In the records that follow, locate every line with "Clone" and extract it.

##### Data to process

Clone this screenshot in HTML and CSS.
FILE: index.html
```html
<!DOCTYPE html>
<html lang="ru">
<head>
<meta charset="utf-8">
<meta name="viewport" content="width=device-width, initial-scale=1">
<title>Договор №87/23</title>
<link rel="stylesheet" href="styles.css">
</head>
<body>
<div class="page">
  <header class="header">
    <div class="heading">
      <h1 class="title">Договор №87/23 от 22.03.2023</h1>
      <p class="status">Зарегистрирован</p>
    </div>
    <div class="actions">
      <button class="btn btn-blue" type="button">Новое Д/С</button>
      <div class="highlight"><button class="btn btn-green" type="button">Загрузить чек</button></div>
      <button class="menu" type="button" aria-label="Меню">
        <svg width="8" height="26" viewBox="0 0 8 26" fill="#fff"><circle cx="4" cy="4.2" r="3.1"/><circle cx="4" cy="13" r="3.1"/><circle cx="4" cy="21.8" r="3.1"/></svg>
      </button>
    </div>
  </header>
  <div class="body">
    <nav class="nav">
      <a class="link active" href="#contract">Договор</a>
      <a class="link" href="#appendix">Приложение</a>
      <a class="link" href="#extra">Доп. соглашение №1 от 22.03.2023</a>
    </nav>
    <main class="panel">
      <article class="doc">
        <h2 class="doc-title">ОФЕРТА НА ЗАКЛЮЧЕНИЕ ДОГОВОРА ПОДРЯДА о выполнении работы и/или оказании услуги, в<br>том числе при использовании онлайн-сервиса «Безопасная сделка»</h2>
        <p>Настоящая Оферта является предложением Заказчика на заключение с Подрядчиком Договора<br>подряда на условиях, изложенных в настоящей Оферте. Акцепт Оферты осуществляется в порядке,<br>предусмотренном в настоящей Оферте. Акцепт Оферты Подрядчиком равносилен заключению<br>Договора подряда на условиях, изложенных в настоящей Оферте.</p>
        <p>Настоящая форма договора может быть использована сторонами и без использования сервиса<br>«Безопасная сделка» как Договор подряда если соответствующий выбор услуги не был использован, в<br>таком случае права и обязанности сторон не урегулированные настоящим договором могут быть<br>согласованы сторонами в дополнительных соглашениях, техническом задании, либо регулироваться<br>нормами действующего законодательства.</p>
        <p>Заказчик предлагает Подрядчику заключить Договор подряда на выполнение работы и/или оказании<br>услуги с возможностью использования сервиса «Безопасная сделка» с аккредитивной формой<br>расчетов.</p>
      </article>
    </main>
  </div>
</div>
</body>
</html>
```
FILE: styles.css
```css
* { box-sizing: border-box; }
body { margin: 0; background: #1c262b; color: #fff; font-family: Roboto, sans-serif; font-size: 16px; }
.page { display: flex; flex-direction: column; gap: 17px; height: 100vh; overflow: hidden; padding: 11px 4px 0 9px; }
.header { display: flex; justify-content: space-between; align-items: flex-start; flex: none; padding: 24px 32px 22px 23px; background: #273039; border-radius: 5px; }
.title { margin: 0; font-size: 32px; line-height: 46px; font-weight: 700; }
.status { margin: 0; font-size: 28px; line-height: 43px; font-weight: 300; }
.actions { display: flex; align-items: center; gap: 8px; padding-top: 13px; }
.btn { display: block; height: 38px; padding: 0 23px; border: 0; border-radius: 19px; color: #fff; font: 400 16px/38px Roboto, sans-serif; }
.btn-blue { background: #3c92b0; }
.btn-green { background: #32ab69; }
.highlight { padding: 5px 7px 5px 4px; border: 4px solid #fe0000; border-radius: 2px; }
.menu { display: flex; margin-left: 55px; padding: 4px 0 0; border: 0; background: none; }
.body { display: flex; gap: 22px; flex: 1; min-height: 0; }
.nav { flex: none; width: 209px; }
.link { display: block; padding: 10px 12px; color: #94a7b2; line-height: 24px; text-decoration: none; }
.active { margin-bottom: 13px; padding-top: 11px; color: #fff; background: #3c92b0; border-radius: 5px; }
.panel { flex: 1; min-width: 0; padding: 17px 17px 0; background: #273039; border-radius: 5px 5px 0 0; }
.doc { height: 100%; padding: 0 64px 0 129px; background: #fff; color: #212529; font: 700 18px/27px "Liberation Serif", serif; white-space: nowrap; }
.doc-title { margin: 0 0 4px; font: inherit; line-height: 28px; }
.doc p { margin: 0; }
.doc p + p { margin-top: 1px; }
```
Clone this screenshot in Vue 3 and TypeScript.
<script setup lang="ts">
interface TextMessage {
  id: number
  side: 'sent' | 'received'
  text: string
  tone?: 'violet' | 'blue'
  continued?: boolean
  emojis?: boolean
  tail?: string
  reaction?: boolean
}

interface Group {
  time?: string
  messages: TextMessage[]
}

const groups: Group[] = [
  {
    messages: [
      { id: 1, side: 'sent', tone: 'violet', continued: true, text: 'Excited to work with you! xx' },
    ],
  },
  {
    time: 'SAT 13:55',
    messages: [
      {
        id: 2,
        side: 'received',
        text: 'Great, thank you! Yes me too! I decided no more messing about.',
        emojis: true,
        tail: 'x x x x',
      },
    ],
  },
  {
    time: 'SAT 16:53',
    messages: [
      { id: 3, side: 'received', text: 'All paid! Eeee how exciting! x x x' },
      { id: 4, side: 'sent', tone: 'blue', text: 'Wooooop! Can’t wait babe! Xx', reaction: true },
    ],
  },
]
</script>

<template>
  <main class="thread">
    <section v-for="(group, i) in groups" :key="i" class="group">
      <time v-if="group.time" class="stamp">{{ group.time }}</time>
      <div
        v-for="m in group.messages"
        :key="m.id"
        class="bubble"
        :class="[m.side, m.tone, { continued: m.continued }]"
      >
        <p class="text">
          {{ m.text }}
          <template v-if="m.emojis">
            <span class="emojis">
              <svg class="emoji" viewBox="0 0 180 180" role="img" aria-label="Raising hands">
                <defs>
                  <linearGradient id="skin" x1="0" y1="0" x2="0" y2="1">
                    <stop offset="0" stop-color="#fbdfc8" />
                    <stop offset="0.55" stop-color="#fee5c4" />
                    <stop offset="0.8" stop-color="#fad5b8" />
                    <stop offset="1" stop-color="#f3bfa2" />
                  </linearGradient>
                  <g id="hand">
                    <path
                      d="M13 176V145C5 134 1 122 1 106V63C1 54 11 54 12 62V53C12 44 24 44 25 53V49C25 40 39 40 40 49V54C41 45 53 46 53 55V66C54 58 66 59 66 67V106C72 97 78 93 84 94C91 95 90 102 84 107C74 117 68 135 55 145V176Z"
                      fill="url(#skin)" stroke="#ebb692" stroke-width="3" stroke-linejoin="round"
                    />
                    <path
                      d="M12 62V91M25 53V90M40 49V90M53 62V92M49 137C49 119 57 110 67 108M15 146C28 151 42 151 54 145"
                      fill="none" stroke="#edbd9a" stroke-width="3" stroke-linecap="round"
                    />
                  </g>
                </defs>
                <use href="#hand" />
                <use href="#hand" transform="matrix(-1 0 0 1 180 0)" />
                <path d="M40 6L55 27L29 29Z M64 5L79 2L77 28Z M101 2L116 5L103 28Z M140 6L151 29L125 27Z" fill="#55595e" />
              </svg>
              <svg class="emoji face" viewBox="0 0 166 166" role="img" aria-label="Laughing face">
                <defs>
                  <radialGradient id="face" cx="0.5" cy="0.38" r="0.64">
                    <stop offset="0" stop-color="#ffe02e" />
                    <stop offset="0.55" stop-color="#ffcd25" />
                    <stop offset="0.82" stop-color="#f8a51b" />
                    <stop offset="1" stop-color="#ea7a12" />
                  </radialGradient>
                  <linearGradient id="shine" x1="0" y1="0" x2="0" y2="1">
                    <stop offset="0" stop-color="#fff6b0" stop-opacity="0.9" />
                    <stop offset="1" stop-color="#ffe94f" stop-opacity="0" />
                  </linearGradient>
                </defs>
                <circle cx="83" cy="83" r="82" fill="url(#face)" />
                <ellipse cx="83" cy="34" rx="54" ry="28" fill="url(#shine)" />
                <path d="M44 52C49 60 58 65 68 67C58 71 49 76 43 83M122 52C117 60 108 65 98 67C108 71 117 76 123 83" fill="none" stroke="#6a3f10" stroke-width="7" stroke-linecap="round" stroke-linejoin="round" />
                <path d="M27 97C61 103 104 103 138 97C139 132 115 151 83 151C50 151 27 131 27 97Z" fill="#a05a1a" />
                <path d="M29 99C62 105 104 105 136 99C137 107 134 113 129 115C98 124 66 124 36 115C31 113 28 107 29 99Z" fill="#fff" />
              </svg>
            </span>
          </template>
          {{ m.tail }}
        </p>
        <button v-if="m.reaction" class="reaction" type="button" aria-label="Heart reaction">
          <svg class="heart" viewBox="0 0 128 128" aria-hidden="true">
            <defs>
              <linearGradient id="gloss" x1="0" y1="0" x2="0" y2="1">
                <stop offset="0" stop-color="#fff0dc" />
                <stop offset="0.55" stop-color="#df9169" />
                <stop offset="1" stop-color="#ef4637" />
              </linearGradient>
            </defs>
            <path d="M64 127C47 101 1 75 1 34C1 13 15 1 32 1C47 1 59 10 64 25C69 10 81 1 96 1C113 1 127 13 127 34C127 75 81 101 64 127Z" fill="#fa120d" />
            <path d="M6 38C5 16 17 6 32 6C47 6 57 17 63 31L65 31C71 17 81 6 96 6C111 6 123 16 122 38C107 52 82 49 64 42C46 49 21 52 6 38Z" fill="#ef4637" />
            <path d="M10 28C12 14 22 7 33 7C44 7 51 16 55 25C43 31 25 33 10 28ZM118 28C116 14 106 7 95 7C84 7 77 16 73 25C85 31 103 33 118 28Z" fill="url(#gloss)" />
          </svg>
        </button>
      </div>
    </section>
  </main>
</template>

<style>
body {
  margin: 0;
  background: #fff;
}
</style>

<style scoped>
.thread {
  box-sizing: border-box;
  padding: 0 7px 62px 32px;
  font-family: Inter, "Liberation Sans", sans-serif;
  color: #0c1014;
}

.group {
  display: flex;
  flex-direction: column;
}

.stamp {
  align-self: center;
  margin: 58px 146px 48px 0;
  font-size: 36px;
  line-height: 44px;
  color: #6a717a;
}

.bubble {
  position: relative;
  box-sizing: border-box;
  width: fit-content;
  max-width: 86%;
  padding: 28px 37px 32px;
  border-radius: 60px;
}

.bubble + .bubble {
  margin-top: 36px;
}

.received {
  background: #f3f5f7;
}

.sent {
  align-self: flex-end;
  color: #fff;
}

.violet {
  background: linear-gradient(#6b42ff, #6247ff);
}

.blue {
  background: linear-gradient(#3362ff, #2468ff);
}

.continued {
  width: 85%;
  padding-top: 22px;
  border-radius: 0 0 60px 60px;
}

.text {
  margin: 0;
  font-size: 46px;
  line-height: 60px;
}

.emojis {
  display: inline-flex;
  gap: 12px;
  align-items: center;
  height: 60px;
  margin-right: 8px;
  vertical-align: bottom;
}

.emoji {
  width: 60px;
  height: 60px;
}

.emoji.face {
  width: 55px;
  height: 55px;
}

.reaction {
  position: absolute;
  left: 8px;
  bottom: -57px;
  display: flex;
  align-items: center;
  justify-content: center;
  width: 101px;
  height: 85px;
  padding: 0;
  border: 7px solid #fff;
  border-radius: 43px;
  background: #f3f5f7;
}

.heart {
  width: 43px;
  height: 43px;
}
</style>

##########

Finished answer ::
Clone this screenshot in HTML and CSS.
Clone this screenshot in Vue 3 and TypeScript.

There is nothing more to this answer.